--- START OF Information provided ---

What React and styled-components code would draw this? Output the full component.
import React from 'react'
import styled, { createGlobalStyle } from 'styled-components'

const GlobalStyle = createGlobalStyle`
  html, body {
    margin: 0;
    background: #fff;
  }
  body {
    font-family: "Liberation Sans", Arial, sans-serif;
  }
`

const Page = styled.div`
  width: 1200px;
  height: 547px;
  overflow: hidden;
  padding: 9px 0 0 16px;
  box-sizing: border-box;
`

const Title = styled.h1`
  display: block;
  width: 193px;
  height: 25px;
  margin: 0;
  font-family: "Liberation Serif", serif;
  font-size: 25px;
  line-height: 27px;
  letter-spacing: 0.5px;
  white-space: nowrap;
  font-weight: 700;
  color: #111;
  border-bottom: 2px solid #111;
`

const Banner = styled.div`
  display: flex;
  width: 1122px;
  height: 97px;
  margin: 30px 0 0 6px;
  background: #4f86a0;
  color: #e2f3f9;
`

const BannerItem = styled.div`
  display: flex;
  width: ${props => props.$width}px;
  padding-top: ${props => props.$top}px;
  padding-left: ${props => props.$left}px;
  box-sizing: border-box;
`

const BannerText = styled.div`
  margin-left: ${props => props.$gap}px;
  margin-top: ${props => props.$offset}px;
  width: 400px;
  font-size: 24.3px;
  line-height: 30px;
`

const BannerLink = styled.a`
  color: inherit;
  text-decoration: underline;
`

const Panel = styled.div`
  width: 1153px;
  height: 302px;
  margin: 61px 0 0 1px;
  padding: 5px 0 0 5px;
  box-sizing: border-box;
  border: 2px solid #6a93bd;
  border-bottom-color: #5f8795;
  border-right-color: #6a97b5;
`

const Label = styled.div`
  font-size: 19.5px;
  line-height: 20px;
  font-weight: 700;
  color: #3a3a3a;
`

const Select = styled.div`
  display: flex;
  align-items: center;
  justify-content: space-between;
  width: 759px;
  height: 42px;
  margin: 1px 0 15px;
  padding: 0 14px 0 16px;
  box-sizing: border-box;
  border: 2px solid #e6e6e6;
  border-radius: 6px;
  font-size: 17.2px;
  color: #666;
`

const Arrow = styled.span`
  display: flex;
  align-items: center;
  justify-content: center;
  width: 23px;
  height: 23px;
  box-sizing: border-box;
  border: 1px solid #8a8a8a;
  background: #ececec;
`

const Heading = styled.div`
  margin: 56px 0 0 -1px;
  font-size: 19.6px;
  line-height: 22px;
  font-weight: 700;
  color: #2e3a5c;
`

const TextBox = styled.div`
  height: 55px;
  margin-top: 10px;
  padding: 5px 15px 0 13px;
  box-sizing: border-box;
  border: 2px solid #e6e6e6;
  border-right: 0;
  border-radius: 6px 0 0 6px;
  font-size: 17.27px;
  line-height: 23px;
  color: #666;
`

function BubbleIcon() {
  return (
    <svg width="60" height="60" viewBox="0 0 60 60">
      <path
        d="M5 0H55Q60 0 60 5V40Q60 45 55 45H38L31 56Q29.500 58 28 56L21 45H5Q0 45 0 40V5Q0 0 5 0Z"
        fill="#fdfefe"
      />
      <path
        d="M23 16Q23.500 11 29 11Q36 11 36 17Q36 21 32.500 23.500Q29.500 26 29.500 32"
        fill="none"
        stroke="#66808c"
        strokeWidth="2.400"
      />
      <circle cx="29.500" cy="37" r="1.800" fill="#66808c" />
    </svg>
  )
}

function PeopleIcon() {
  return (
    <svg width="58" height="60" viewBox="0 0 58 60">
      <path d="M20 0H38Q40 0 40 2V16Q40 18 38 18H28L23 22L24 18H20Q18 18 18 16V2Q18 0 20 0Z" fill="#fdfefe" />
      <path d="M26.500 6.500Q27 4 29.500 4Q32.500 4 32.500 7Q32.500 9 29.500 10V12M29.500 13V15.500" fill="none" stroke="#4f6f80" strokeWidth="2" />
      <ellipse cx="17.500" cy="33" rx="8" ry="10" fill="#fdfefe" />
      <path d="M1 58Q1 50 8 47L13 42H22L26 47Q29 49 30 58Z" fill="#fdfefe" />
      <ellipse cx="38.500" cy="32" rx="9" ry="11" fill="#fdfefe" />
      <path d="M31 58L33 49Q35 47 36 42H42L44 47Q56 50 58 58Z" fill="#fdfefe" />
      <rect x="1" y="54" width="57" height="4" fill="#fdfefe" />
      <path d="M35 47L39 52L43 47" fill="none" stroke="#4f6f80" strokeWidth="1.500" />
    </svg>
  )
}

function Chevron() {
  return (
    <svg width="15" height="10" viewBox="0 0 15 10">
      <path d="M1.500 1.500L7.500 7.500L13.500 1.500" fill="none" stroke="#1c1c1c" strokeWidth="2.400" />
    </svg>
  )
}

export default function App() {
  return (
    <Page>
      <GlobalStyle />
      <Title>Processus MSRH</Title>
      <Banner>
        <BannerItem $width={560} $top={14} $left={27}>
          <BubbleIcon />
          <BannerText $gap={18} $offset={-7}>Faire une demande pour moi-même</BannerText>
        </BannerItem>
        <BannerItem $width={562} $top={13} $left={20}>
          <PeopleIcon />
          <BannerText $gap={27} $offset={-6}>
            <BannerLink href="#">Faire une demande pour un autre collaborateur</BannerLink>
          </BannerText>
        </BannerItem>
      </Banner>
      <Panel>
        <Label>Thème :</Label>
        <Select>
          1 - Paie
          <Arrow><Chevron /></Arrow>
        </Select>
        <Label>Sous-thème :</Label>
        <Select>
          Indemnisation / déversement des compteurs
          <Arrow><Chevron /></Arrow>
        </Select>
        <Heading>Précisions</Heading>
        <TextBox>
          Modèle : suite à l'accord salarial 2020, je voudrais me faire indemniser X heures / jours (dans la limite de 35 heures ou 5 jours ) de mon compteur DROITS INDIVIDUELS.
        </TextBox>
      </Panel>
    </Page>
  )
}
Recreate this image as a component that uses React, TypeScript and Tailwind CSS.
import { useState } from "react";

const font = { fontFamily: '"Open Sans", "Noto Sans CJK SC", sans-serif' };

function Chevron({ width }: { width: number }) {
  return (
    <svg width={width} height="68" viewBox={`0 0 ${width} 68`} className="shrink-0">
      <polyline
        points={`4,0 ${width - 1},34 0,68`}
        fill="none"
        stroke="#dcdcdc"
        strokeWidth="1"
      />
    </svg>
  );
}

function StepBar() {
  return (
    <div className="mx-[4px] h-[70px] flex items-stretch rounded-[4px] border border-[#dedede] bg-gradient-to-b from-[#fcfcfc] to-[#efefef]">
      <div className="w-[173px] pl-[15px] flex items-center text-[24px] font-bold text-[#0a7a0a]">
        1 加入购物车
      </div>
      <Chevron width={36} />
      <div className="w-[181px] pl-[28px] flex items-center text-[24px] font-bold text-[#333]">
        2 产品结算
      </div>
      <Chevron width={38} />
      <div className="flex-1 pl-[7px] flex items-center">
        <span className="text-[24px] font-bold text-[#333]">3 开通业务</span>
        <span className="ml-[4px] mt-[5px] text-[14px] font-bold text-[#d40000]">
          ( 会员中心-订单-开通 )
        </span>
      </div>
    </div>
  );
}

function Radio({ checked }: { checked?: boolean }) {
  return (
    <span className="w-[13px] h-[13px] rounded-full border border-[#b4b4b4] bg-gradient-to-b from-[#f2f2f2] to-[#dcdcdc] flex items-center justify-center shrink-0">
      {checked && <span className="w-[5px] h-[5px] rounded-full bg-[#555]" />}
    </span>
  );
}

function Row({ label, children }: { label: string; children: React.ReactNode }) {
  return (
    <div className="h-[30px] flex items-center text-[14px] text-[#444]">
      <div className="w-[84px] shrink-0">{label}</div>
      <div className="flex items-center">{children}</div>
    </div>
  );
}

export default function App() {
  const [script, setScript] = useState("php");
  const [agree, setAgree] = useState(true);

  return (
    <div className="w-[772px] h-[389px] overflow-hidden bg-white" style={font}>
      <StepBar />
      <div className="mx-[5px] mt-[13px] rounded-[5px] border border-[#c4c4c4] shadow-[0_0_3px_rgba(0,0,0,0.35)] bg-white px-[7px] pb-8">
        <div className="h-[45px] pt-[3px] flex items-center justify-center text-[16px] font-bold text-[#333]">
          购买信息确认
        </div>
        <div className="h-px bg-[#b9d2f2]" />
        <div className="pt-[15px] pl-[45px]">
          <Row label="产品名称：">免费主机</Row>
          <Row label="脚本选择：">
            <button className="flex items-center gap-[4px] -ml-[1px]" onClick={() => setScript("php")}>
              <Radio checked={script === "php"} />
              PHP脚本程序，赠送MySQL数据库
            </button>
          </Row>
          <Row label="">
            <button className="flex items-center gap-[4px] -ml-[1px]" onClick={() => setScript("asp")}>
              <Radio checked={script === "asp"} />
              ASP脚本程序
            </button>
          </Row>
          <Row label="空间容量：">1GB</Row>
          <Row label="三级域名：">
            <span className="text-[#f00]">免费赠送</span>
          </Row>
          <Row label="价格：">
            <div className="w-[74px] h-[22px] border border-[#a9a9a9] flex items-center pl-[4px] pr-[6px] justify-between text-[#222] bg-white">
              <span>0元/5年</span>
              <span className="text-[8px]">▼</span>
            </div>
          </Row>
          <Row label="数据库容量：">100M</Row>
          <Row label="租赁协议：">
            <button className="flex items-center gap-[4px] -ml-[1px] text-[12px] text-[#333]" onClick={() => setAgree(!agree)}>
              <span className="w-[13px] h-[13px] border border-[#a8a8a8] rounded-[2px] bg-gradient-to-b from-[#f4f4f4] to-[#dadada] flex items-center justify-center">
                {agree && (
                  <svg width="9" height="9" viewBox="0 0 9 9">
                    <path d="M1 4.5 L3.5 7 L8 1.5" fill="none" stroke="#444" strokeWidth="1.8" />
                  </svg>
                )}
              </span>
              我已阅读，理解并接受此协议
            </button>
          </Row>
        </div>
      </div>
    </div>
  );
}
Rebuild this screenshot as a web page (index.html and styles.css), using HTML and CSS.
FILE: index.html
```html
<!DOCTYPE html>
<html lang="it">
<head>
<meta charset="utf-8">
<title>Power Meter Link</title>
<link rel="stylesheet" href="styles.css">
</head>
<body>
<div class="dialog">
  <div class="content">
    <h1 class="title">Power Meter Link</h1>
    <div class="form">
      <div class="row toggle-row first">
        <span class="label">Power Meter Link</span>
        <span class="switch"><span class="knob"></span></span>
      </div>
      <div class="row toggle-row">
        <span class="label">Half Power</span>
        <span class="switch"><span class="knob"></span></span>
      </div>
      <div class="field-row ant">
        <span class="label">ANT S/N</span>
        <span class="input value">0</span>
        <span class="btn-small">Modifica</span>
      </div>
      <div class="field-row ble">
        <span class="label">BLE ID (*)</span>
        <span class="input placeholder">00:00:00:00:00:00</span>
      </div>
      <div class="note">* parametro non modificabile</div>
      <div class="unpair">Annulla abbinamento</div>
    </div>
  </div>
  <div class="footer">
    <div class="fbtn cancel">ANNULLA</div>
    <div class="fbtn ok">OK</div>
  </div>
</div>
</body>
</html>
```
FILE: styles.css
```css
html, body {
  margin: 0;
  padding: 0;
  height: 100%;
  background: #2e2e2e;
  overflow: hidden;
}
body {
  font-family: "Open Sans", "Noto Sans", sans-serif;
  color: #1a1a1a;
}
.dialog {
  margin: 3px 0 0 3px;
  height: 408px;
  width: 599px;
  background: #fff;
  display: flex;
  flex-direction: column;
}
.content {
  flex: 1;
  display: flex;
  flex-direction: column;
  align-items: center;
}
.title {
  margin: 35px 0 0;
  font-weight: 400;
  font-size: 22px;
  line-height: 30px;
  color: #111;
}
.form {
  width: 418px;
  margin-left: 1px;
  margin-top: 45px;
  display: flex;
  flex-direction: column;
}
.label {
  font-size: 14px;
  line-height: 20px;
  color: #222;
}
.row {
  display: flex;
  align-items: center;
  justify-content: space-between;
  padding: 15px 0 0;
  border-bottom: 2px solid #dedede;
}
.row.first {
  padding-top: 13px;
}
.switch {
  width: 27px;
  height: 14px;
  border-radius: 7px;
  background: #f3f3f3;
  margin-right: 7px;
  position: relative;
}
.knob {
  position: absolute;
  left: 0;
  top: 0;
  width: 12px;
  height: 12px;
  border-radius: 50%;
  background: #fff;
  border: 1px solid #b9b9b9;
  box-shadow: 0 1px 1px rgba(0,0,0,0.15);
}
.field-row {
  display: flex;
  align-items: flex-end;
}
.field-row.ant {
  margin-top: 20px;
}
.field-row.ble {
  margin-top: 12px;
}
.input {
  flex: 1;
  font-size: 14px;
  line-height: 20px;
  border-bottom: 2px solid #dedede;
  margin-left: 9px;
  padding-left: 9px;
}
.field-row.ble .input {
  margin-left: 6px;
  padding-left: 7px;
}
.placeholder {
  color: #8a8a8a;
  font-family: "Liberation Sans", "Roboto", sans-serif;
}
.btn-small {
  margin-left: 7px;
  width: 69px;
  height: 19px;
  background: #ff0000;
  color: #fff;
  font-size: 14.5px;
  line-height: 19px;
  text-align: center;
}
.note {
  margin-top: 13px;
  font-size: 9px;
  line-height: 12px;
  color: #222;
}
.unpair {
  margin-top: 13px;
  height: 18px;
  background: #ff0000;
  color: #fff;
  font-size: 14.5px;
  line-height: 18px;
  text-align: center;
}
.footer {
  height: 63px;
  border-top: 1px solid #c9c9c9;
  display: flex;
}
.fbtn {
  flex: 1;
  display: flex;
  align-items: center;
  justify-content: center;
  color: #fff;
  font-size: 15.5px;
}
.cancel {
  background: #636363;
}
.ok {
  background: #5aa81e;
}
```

--- END OF Information provided ---

Aim ▸ The answer is a single number, the count of lines in the records that contain the string "styles".

Result of this task ▸ 3